→ Given task
Transcribe everything in the data word for word. Pictures are left out.

>>

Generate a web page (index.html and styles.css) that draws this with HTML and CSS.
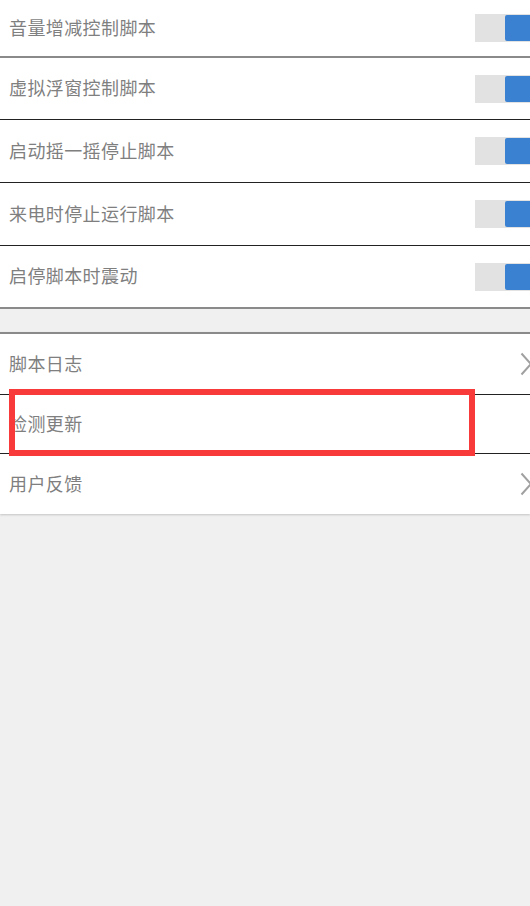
FILE: index.html
```html
<!DOCTYPE html>
<html lang="zh-CN">
<head>
<meta charset="utf-8">
<link rel="stylesheet" href="styles.css">
</head>
<body>
<div class="page">
  <section class="group group-top">
    <div class="row row-first"><span class="label">音量增减控制脚本</span><span class="switch"><span class="on"></span></span></div>
    <div class="row h62"><span class="label">虚拟浮窗控制脚本</span><span class="switch"><span class="on"></span></span></div>
    <div class="row h63"><span class="label">启动摇一摇停止脚本</span><span class="switch"><span class="on"></span></span></div>
    <div class="row h63"><span class="label">来电时停止运行脚本</span><span class="switch"><span class="on"></span></span></div>
    <div class="row row-last h61"><span class="label">启停脚本时震动</span><span class="switch"><span class="on"></span></span></div>
  </section>
  <div class="spacer"></div>
  <section class="group group-bottom">
    <div class="row h61"><span class="label">脚本日志</span><svg class="chev" width="12" height="24" viewBox="0 0 12 24"><polyline points="1.5,1.5 11,12 1.5,22.5" fill="none" stroke="#a0a0a0" stroke-width="2"/></svg></div>
    <div class="row h59"><span class="label">检测更新</span></div>
    <div class="row row-last h60"><span class="label">用户反馈</span><svg class="chev" width="12" height="24" viewBox="0 0 12 24"><polyline points="1.5,1.5 11,12 1.5,22.5" fill="none" stroke="#a0a0a0" stroke-width="2"/></svg></div>
    <div class="highlight"></div>
  </section>
</div>
</body>
</html>
```
FILE: styles.css
```css
* { box-sizing: border-box; }
html, body {
  margin: 0;
  padding: 0;
  background: #f0f0f0;
}
body {
  width: 530px;
  height: 906px;
  overflow: hidden;
  font-family: "Noto Sans CJK SC", "Noto Sans", sans-serif;
}
.page {
  display: flex;
  flex-direction: column;
}
.group {
  background: #ffffff;
  display: flex;
  flex-direction: column;
}
.group-top {
  border-bottom: 2px solid #8a8a8a;
}
.group-bottom {
  position: relative;
  border-top: 2px solid #8a8a8a;
  box-shadow: 0 1px 2px rgba(0, 0, 0, 0.18);
}
.spacer {
  height: 23px;
  background: #f0f0f0;
}
.row {
  display: flex;
  align-items: center;
  justify-content: space-between;
  padding-left: 9px;
  border-bottom: 1px solid #222222;
  overflow: hidden;
}
.h59 { height: 59px; }
.h60 { height: 60px; }
.h61 { height: 61px; }
.h62 { height: 62px; }
.h63 { height: 63px; }
.row-first {
  height: 58px;
  border-bottom: 2px solid #8a8a8a;
}
.row-last {
  border-bottom: none;
}
.label {
  font-size: 18px;
  color: #7f7f7f;
  letter-spacing: 0.4px;
  line-height: 1;
  margin-bottom: 3px;
}
.switch {
  display: flex;
  width: 55px;
  height: 28px;
  background: #e2e2e2;
  padding: 1px 0 1px 30px;
}
.switch .on {
  flex: 1;
  background: #3a81d1;
  border-radius: 2px 0 0 2px;
}
.chev {
  margin-right: -2px;
  display: block;
}
.highlight {
  position: absolute;
  left: 9px;
  top: 55px;
  width: 466px;
  height: 67px;
  border: 6px solid #f83a3b;
}
```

<<

→ Response
Generate a web page (index.html and styles.css) that draws this with HTML and CSS.
FILE: index.html
```html
<!DOCTYPE html>
<html lang="zh-CN">
<head>
<meta charset="utf-8">
<link rel="stylesheet" href="styles.css">
</head>
<body>
<div class="page">
  <section class="group group-top">
    <div class="row row-first"><span class="label">音量增减控制脚本</span><span class="switch"><span class="on"></span></span></div>
    <div class="row h62"><span class="label">虚拟浮窗控制脚本</span><span class="switch"><span class="on"></span></span></div>
    <div class="row h63"><span class="label">启动摇一摇停止脚本</span><span class="switch"><span class="on"></span></span></div>
    <div class="row h63"><span class="label">来电时停止运行脚本</span><span class="switch"><span class="on"></span></span></div>
    <div class="row row-last h61"><span class="label">启停脚本时震动</span><span class="switch"><span class="on"></span></span></div>
  </section>
  <div class="spacer"></div>
  <section class="group group-bottom">
    <div class="row h61"><span class="label">脚本日志</span><svg class="chev" width="12" height="24" viewBox="0 0 12 24"><polyline points="1.5,1.5 11,12 1.5,22.5" fill="none" stroke="#a0a0a0" stroke-width="2"/></svg></div>
    <div class="row h59"><span class="label">检测更新</span></div>
    <div class="row row-last h60"><span class="label">用户反馈</span><svg class="chev" width="12" height="24" viewBox="0 0 12 24"><polyline points="1.5,1.5 11,12 1.5,22.5" fill="none" stroke="#a0a0a0" stroke-width="2"/></svg></div>
    <div class="highlight"></div>
  </section>
</div>
</body>
</html>
```
FILE: styles.css
```css
* { box-sizing: border-box; }
html, body {
  margin: 0;
  padding: 0;
  background: #f0f0f0;
}
body {
  width: 530px;
  height: 906px;
  overflow: hidden;
  font-family: "Noto Sans CJK SC", "Noto Sans", sans-serif;
}
.page {
  display: flex;
  flex-direction: column;
}
.group {
  background: #ffffff;
  display: flex;
  flex-direction: column;
}
.group-top {
  border-bottom: 2px solid #8a8a8a;
}
.group-bottom {
  position: relative;
  border-top: 2px solid #8a8a8a;
  box-shadow: 0 1px 2px rgba(0, 0, 0, 0.18);
}
.spacer {
  height: 23px;
  background: #f0f0f0;
}
.row {
  display: flex;
  align-items: center;
  justify-content: space-between;
  padding-left: 9px;
  border-bottom: 1px solid #222222;
  overflow: hidden;
}
.h59 { height: 59px; }
.h60 { height: 60px; }
.h61 { height: 61px; }
.h62 { height: 62px; }
.h63 { height: 63px; }
.row-first {
  height: 58px;
  border-bottom: 2px solid #8a8a8a;
}
.row-last {
  border-bottom: none;
}
.label {
  font-size: 18px;
  color: #7f7f7f;
  letter-spacing: 0.4px;
  line-height: 1;
  margin-bottom: 3px;
}
.switch {
  display: flex;
  width: 55px;
  height: 28px;
  background: #e2e2e2;
  padding: 1px 0 1px 30px;
}
.switch .on {
  flex: 1;
  background: #3a81d1;
  border-radius: 2px 0 0 2px;
}
.chev {
  margin-right: -2px;
  display: block;
}
.highlight {
  position: absolute;
  left: 9px;
  top: 55px;
  width: 466px;
  height: 67px;
  border: 6px solid #f83a3b;
}
```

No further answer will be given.